Tuesday, 14 January 2014

Another Step towards the Strange Death of the Probation Service

Today will almost certainly see a further nail being hammered into the coffin of the probation service as the Offender Rehabilitation Bill reaches Third Reading and Report stage in the Commons. Twenty or so amendments have been tabled, most of which are last ditch efforts to save the service, delay its demise or failing that, instil greater health in the new bodies which will replace it.

The most radical “wrecking” amendments would keep the new statutory supervision of short term prisoners with the existing Probation Trusts or at least the National Probation Service, thereby seeking to undermine what passes for the Government’s rationale for the changes. They will at least provide an opportunity to press Ministers on the proposed system for allocating cases between the NPS and the new companies, previously described as straightforward but looking anything but.

“Delaying” amendments would make the restructuring of probation dependent on parliamentary approval separate from the Bill itself; or on the independently evaluated results of a piloting process; or on a review of the prison service’s ability to implement the Transforming Rehabilitation changes.  The Opposition front bench will be pressing the first two of these, but it is only the piloting option which might produce sufficient delay to enable a new labour Government to call the whole thing off next year.  The Justice Secretary was famously quoted as saying that you don’t pilot a revolution, so a change of heart seems unlikely.

Gaining parliamentary approval from both houses would be a headache for the government but probably not the 16 month migraine needed to prevent contracts being signed before the election.   Although the Commons are unlikely to pass the amendment requiring such approval today, the Lords will have a chance to do so when the Bill goes back there.  They are likely to back down in any resulting ping pong since the reforms could be seen to be part of a manifesto commitment.

“Improving” amendments   would regulate more tightly the new providers of probation services requiring greater transparency about contracts and performance and require certain programmes to be provided. These may have the best chance of success given the growing concerns about outsourcing and the commitment the Public Accounts Committee extracted from four big private providers to show more openness about government contracts.    But they would be scant consolation for those who see the Government’s plans as fundamentally misconceived, ideologically driven and very likely to fail.
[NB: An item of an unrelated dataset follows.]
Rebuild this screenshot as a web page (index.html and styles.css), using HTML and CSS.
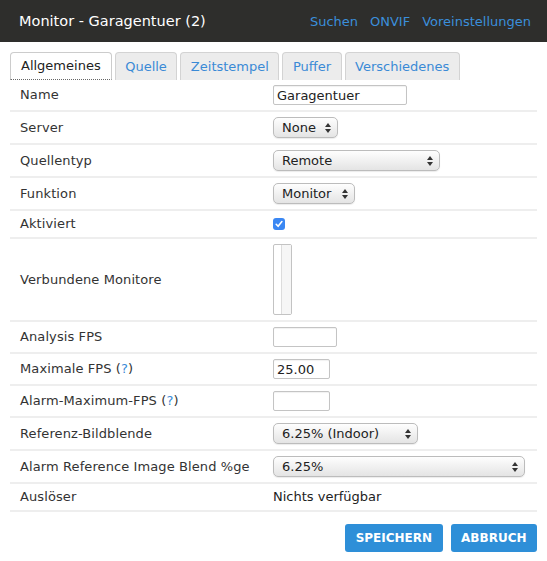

 In a recent paper for the World Bank, Paul English and I argued that   “the starting point before the consideration of private sector involvement in prisons must be a full analysis of the infrastructure and processes required by a country in its criminal justice system in order to meet international norms and standards”. The same is every bit as true for Probation. British MP’s should be asking whether such an analysis of Probation has been carried out, before they vote this afternoon to dismantle it.   

1 comment:

  1. Well said. I now truly realise the demise of the English and Welsh Probation system began when what was considered as 'nominal' and a 'Hobson's choice' - the consent of the convicted offender to be supervised was removed along with the oversight of Magistrates.

    Matters further deteriorated with the introduction of unassessed early release from prison, so again the prospective supervisee did not need to 'apply' to be released.

    The only way a prospective ACR Licencee could avoid supervision was to refuse to sign the release licence - one of mine almost did - but the system was not geared to cope with that, and eventually he did sign but resisted every condition, whilst just doing enough for compliance sake - He did complete without further conviction, though soon after committed a very serious sexually violent offence and got the life sentence he had previously avoided as a consequence of the precise convictions he had received earlier, as he could not be convicted for the things he was on the point of doing when he was arrested.

    Probation, deal with very vulnerable and damaged people some of whom can do great harm and hence all assessments need to come from within personal professional relationships rather than computerised formulations of risk - that clever instrumental criminals will out smart.

    But we cannot expect a parliamentarian to understand what it 'feels' like to be in such a relationship and so they see probation as series of processes, somehow not relating the experience to relationships of trust and mistrust they have experienced at times of personal stress.

    I have digressed, when the inevitable failures and hurts happen, it will be as a consequence of political arrogance and others of us colluding by continuing to endeavour to carry out the work, as I foolishly did after the CJA 91 was implemented.